[Pages as source code]
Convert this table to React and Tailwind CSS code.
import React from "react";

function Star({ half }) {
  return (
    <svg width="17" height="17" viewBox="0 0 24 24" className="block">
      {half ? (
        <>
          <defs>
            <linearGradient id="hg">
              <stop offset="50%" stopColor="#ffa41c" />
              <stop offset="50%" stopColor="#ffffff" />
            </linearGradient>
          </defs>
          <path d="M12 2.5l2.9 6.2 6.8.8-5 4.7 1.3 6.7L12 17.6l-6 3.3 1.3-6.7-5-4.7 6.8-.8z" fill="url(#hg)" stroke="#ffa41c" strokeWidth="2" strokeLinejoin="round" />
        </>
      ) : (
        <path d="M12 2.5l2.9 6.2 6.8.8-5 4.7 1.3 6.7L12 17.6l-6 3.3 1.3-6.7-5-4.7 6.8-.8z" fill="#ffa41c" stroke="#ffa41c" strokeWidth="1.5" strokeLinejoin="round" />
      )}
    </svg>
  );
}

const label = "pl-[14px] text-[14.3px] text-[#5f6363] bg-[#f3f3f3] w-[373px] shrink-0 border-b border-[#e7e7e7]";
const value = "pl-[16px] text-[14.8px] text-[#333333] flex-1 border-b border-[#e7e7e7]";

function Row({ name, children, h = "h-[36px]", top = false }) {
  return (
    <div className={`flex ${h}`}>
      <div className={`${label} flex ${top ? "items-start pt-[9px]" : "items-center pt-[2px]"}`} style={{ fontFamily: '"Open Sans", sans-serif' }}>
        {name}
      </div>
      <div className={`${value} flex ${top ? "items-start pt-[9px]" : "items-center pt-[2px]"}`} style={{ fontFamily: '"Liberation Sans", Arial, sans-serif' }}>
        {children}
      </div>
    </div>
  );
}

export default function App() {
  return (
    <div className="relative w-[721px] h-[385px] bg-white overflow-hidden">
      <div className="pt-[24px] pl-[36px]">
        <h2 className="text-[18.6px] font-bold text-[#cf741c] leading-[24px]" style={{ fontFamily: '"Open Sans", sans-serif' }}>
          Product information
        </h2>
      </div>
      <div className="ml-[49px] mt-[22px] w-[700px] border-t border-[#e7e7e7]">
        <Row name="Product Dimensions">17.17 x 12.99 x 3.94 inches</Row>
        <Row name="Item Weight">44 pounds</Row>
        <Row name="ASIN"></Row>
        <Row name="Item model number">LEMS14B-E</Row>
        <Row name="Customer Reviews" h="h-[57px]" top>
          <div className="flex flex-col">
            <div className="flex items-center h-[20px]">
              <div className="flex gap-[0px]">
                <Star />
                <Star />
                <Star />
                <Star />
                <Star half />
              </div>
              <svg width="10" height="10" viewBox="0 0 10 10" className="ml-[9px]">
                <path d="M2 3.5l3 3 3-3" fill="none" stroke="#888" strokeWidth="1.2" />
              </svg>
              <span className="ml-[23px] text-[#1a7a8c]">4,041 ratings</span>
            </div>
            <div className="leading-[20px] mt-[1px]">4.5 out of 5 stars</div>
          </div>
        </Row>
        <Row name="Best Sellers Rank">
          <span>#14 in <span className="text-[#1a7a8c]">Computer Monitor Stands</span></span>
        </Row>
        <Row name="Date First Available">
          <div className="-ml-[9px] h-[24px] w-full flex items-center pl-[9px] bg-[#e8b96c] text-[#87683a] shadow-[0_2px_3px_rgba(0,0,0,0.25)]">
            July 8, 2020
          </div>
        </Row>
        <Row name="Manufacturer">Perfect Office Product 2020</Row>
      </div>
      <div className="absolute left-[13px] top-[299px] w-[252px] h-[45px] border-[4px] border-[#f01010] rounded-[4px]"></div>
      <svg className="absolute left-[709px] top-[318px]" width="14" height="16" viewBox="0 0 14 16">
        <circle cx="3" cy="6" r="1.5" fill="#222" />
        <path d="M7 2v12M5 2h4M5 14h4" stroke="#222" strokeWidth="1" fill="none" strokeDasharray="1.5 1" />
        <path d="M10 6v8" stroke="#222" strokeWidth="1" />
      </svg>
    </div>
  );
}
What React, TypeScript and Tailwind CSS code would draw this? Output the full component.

* _TASK STATEMENT_
Report every line in the data above in which the word "full" appears.

* _EXERCISE OUTPUT_
          <div className="-ml-[9px] h-[24px] w-full flex items-center pl-[9px] bg-[#e8b96c] text-[#87683a] shadow-[0_2px_3px_rgba(0,0,0,0.25)]">
What React, TypeScript and Tailwind CSS code would draw this? Output the full component.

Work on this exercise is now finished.